KM: The noise! The subway entrance was just down a few floors outside my dorm room, so I could hear and feel the rumble of the trains at all hours of the days and night. It was a while before my body’s own rhythm sort of melded with the hum of the city and I felt less frazzled and more at home.
JR: What are the advantages or disadvantages of playing a character in ongoing TV series versus playing a character in a film?
KM: One of the advantages of TV is the relationship you get to create with the audience. When a show has been on the air for awhile, people wind up having spent a lot of time with you, and a mutual affection for one another grows.

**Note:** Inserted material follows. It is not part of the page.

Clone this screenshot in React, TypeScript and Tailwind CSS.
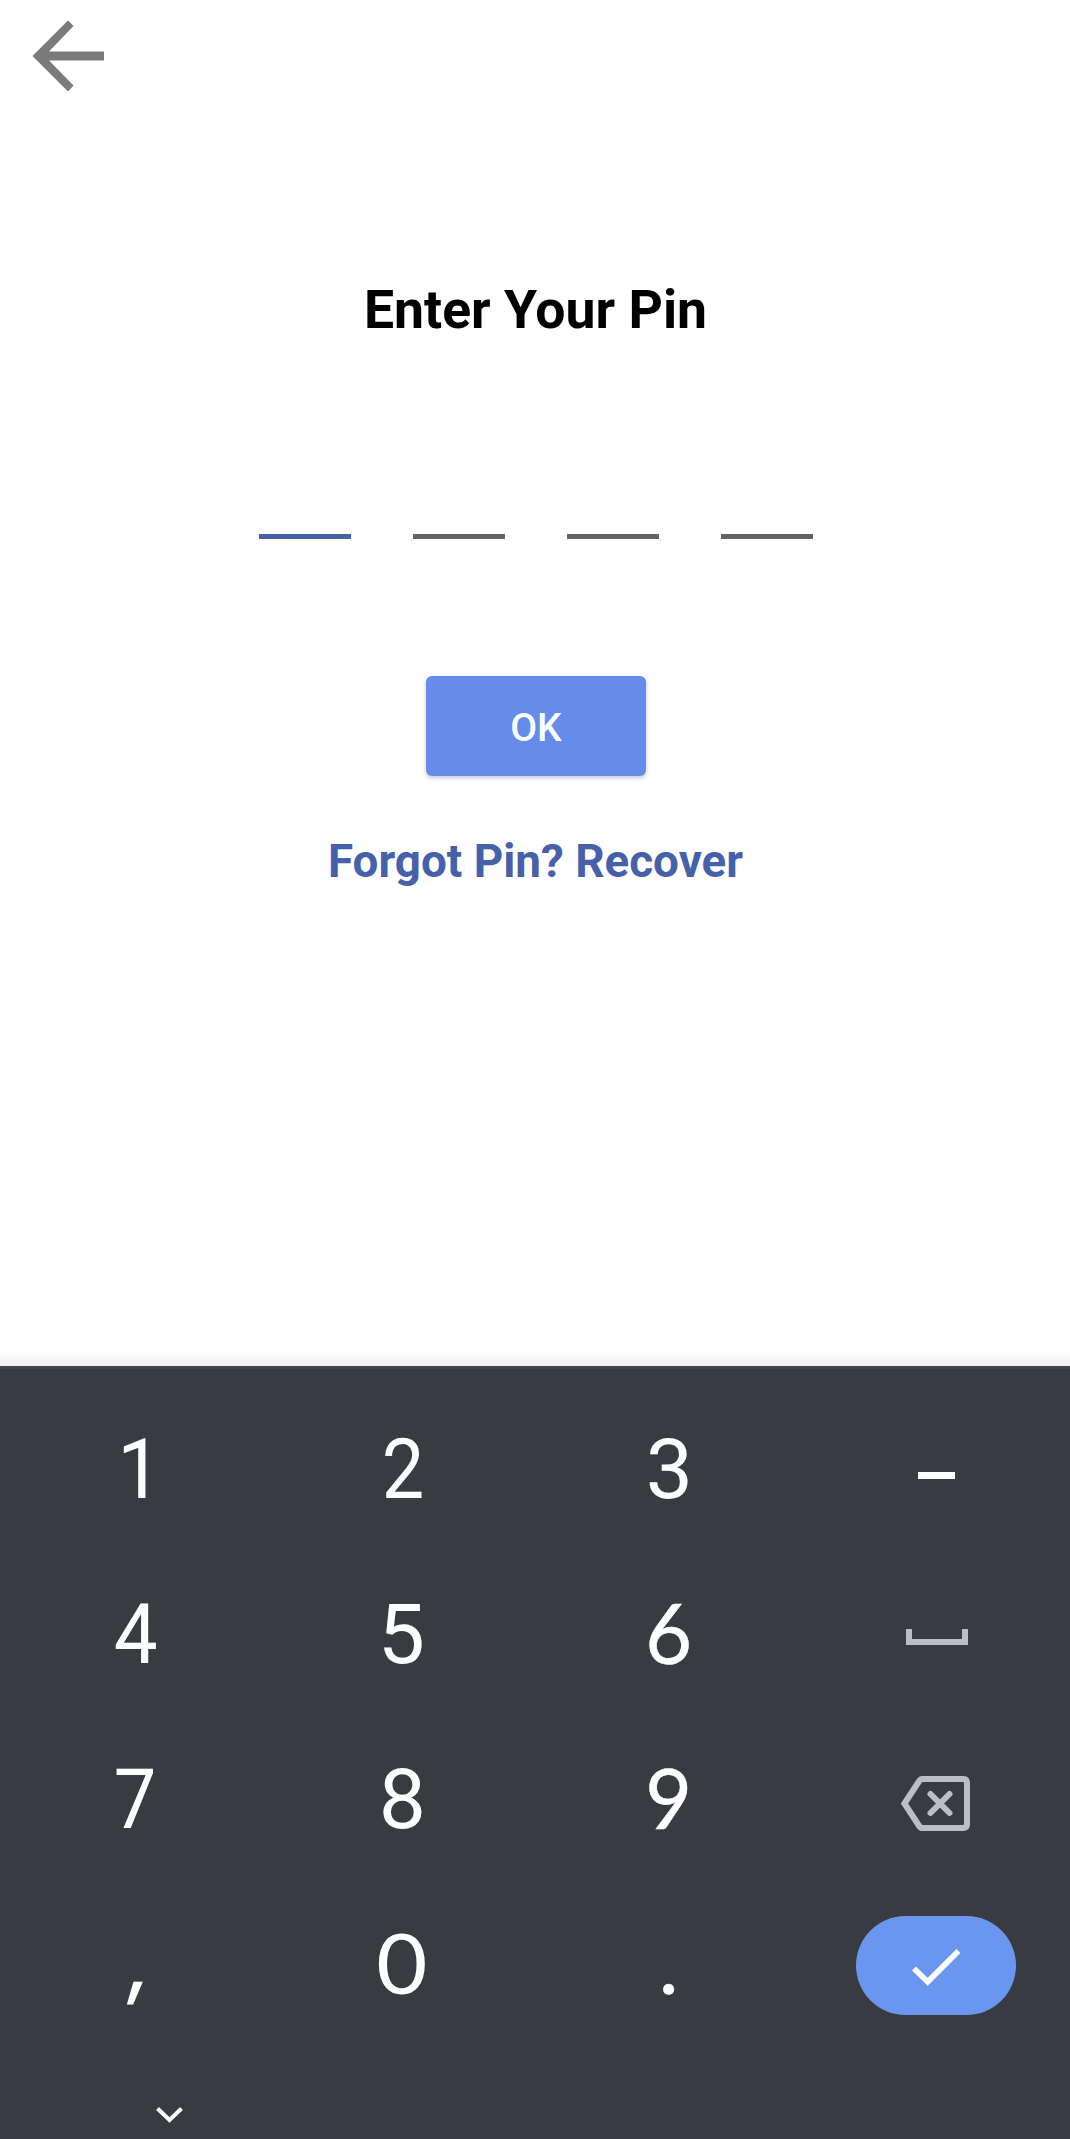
import type { ReactNode } from 'react';

function BackArrow() {
  return (
    <svg width="72" height="72" viewBox="0 0 72 72" fill="#7a7a7a" aria-hidden="true">
      <path d="M72 31.5V40.5H17L41.5 65.5L36 71.5L0.5 36L36 .5L41.5 6L17 31.5Z" />
    </svg>
  );
}

function SpaceIcon() {
  return (
    <svg width="62" height="16" viewBox="0 0 62 16" fill="none" stroke="#bdbec3" strokeWidth="6" aria-hidden="true">
      <path d="M3 0V13H59V0" />
    </svg>
  );
}

function BackspaceIcon() {
  return (
    <svg width="69" height="55" viewBox="0 0 69 55" fill="none" stroke="#bdbec3" strokeWidth="6" aria-hidden="true">
      <path d="M21.5 3H62Q66 3 66 7V48Q66 52 62 52H21.5Q19.5 52 18.2 50L3.5 27.5L18.2 5Q19.5 3 21.5 3Z" />
      <path d="M29.5 18L48.5 37M48.5 18L29.5 37" strokeLinecap="round" />
    </svg>
  );
}

function CheckIcon() {
  return (
    <svg width="49" height="37" viewBox="0 0 49 37" fill="none" stroke="#fbfeff" strokeWidth="5.6" aria-hidden="true">
      <path d="M2 19.5L15.7 32.8L46.5 2" />
    </svg>
  );
}

type KeyDef = { id: string; node: ReactNode; cls?: string };

const keys: KeyDef[] = [
  { id: '1', node: '1', cls: "font-['Roboto'] scale-x-[0.94] pl-[12px] pt-[2px]" },
  { id: '2', node: '2', cls: "font-['Roboto'] scale-x-[0.9] pl-[3px] pt-[2px]" },
  { id: '3', node: '3', cls: "font-['Roboto'] pl-[1px] pt-[2px]" },
  { id: 'minus', node: <span className="block h-[7px] w-[37px] bg-white" />, cls: 'pt-[14px]' },
  { id: '4', node: '4', cls: "font-['Roboto'] scale-x-[0.93] pl-1 pt-[2px]" },
  { id: '5', node: '5', cls: "font-['Roboto'] pt-[2px]" },
  { id: '6', node: '6', cls: 'scale-x-[0.96] pb-[4px] [-webkit-text-stroke:0.5px_white]' },
  { id: 'space', node: <SpaceIcon />, cls: 'pt-[7px] pl-px' },
  { id: '7', node: '7', cls: "font-['Roboto'] scale-x-[0.9] pl-[3px] pt-[2px]" },
  { id: '8', node: '8', cls: "font-['Roboto'] pl-[2px] pt-[2px]" },
  { id: '9', node: '9', cls: 'scale-x-[0.96] pb-[4px] [-webkit-text-stroke:0.5px_white]' },
  { id: 'del', node: <BackspaceIcon />, cls: 'pt-[10px] pr-[2px]' },
  { id: 'comma', node: <span className="inline-block -translate-y-[3px] -skew-x-[8deg]">,</span>, cls: "font-['Inter'] text-[80px] font-medium pl-[13px]" },
  { id: '0', node: '0', cls: 'scale-x-[1.05] pb-[4px]' },
  { id: 'period', node: '.', cls: 'pb-[3px] [-webkit-text-stroke:0.5px_white]' },
  {
    id: 'enter',
    node: (
      <span className="flex h-[99px] w-[160px] items-center justify-center rounded-[50px] bg-[#6b96ef] pt-[3px]">
        <CheckIcon />
      </span>
    ),
    cls: 'pt-[4px]',
  },
];

export default function App() {
  return (
    <div className="flex h-[2139px] w-[1070px] flex-col overflow-hidden bg-[#fefefe] font-['Roboto',sans-serif]">
      <main className="flex h-[1366px] flex-col items-center bg-gradient-to-b from-[#fefefe] from-[99%] to-[#f0f0f2]">
        <header className="flex h-[112px] w-full shrink-0 items-center pl-8">
          <button aria-label="Back"><BackArrow /></button>
        </header>
        <h1 className="mt-[166px] ml-px text-[53.5px] leading-[64px] font-bold text-black">Enter Your Pin</h1>
        <div className="mt-[192px] ml-[2px] flex gap-[62px]">
          <span className="h-[5px] w-[92px] bg-[#4860a8]" />
          <span className="h-[5px] w-[92px] bg-[#636363]" />
          <span className="h-[5px] w-[92px] bg-[#636363]" />
          <span className="h-[5px] w-[92px] bg-[#636363]" />
        </div>
        <button className="mt-[137px] ml-[2px] h-[100px] w-[220px] rounded-[6px] bg-[#658ce9] pt-[5px] text-[39px] font-medium text-[#fbfeff] shadow-[0_2px_4px_rgba(60,80,140,0.3)]">
          OK
        </button>
        <a className="mt-[56px] ml-px text-[45.8px] leading-[60px] font-bold text-[#4661aa]">Forgot Pin? Recover</a>
      </main>
      <section className="flex h-[773px] flex-col border-t-[3px] border-[#40464a] bg-[#383b40]">
        <div className="mt-[17px] grid grid-cols-4 grid-rows-[repeat(4,165px)] font-['Lato',sans-serif] text-[84px] leading-none text-white">
          {keys.map((k) => (
            <button key={k.id} className={`flex items-center justify-center ${k.cls ?? ''}`}>
              {k.node}
            </button>
          ))}
        </div>
        <button aria-label="Hide keyboard" className="mt-[61px] ml-[156px] w-[27px]">
          <svg width="27" height="16" viewBox="0 0 27 16" fill="none" stroke="#fff" strokeWidth="4" aria-hidden="true">
            <path d="M1.5 1.5L13.5 13L25.5 1.5" />
          </svg>
        </button>
      </section>
    </div>
  );
}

JR: Grey’s Anatomy is viewed by some to be a prime-time soap opera, but the show is known to tackle some socially controversial issues like LGBT characters, interracial relationships, etc. Do you think it’s important to keep introducing these issues into the sphere of popular culture in today’s social climate?
KM: Absolutely. For many people, their only exposure to LGBT people, or people of color, or people with different politics than their own is via their relationships with the fictional characters of our show. And if exposure helps people release some of their judgements and misconceptions and in turn cultivate empathy and connection, then we need to keep doing what we have been doing.
JR: What is your personal style? Has it changed since you started acting?
KM: Fuss-free. I love a good pair of jeans, a sensible, low heeled bootie, and a comfy shirt or sweater. Now that I have to get dressed up a bit more often, I fuss a little more, but that’s also when I like to play with colors and prints, so it spices things up a bit more.
JR: Finally, where do you see things going after Grey’s Anatomy? Any projects or personal endeavors you’d like to mention?
KM: “Grey’s Anatomy” is stuck with me for awhile, but while I am there, I’ll also be working with the Equal Justice Society, a non-profit that works to transform the nation’s consciousness on race through law, social science and the arts. As its first board member in the arts, I’ll be doing what I can to advance this mission.